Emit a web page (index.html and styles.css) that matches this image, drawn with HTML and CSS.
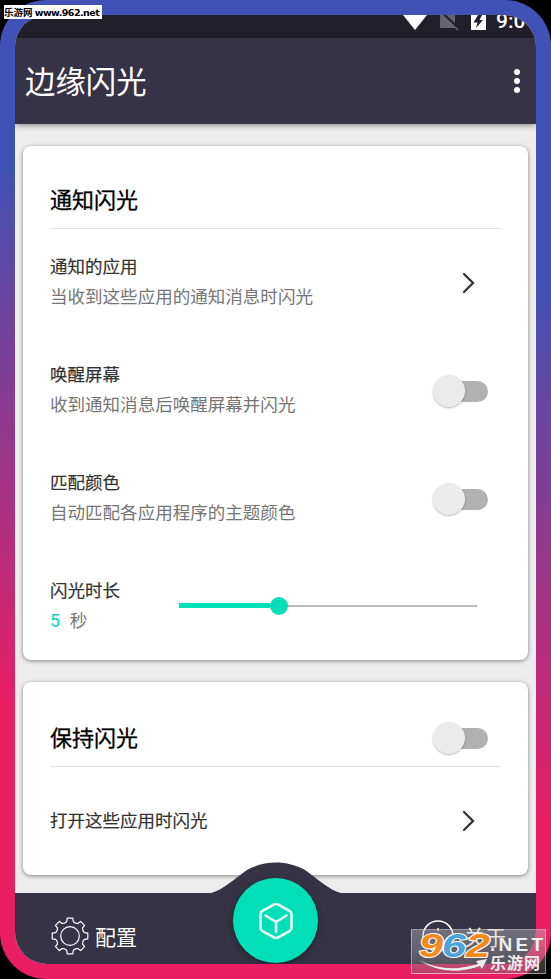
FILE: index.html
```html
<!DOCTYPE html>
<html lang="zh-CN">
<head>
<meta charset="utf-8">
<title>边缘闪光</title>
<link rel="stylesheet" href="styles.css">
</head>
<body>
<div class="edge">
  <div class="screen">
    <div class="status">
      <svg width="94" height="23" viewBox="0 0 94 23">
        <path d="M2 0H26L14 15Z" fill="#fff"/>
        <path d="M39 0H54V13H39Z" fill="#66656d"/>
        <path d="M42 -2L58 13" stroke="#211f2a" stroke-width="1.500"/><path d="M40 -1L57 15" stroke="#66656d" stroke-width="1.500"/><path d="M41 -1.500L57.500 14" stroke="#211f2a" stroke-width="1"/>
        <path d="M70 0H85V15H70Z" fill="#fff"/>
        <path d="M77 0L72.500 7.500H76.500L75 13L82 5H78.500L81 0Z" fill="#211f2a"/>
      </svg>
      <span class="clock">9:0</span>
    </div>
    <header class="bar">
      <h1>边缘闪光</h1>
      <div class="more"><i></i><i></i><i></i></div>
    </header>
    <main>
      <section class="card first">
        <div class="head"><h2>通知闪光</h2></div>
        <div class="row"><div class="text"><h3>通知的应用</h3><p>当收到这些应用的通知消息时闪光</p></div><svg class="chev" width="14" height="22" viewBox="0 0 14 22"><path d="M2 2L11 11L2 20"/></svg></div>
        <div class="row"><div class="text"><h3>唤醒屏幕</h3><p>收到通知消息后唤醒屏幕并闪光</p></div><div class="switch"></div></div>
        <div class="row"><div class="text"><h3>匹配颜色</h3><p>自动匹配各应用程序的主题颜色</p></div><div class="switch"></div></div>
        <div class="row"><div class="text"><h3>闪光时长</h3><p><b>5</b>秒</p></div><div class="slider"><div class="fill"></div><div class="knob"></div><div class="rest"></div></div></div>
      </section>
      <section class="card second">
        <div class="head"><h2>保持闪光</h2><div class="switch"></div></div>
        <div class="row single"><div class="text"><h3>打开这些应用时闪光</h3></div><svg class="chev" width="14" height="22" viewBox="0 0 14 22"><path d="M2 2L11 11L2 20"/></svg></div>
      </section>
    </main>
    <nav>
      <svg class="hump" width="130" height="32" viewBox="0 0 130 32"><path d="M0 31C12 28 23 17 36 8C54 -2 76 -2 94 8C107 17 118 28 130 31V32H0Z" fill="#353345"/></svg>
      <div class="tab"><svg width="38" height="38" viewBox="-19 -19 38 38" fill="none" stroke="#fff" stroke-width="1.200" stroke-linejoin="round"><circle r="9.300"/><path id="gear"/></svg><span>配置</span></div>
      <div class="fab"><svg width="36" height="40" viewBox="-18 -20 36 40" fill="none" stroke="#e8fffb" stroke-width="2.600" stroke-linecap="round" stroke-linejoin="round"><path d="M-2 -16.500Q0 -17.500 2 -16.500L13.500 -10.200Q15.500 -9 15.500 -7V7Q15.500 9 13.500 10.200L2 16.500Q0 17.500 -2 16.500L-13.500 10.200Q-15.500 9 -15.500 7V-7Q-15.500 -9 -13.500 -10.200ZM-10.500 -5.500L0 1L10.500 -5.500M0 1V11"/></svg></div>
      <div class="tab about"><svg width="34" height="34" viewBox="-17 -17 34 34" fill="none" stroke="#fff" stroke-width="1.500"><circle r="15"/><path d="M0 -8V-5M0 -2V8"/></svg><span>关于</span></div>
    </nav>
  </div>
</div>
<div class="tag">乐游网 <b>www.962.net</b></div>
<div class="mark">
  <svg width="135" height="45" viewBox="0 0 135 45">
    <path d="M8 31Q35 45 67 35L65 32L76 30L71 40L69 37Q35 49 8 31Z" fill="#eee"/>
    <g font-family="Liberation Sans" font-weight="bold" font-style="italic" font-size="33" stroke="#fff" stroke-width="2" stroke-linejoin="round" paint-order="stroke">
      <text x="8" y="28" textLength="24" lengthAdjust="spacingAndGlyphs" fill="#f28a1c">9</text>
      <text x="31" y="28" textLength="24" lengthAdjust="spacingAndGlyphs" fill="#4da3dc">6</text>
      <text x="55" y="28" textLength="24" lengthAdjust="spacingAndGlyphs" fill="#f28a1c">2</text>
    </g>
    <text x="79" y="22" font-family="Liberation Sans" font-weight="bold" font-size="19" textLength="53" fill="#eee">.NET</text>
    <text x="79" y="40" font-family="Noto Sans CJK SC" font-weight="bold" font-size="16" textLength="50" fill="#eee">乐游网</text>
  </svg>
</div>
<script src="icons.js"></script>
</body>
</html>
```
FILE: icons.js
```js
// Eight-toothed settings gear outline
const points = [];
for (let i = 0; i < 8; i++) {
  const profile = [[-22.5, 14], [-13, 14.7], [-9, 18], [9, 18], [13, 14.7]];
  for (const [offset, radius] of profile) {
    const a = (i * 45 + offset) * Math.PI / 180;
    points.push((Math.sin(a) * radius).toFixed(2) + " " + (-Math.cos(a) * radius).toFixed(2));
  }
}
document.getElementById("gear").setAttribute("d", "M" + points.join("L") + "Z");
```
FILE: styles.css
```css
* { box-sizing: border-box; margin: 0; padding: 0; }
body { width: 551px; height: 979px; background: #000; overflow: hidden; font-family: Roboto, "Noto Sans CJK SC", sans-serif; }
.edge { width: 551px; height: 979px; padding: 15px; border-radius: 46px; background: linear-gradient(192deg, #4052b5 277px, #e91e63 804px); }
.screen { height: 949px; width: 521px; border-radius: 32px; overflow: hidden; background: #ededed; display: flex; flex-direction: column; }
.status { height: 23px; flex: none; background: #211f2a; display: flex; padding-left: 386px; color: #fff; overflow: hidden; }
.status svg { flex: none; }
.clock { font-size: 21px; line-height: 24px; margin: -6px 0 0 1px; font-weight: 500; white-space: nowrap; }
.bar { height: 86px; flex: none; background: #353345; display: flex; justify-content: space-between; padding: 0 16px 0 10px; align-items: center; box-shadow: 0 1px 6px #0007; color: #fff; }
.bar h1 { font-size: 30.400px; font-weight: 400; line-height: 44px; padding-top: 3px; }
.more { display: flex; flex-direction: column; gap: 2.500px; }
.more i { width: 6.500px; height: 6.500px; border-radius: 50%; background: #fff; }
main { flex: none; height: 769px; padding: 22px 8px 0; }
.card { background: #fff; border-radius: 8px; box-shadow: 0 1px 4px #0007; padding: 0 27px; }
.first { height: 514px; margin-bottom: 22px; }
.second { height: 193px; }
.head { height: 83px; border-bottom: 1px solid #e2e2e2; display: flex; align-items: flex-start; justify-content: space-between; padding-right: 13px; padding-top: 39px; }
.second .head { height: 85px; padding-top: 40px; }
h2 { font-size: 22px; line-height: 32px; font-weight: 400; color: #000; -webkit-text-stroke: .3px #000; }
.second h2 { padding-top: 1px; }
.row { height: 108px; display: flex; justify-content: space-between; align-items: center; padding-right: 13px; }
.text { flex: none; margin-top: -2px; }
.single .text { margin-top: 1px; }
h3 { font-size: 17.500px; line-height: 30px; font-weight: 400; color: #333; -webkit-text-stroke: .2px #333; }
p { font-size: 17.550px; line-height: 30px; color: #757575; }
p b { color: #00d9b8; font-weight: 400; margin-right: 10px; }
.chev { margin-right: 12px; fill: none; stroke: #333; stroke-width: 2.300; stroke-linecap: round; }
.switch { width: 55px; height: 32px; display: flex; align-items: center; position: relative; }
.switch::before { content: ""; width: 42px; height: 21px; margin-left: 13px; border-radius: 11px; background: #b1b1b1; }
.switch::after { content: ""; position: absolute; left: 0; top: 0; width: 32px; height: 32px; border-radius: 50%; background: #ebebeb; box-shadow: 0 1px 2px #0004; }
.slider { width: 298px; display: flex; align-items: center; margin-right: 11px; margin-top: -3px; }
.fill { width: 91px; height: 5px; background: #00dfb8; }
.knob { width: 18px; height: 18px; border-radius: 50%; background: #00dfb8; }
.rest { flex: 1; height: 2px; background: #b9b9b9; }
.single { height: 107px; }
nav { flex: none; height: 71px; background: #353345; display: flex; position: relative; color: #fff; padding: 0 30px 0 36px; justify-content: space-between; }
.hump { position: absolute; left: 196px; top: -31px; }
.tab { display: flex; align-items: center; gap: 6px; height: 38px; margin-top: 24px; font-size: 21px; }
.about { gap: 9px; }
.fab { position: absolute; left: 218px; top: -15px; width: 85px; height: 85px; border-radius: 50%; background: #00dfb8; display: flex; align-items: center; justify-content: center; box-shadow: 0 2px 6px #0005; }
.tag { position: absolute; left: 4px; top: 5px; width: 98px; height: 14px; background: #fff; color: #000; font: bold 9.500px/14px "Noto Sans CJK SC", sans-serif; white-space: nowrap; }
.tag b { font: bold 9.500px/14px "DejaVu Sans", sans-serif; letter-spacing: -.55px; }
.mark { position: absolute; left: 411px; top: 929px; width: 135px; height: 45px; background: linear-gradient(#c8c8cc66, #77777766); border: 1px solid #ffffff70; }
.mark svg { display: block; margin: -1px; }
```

### Work to complete
Give only the number of lines that include the word "index".

### Exercise response
2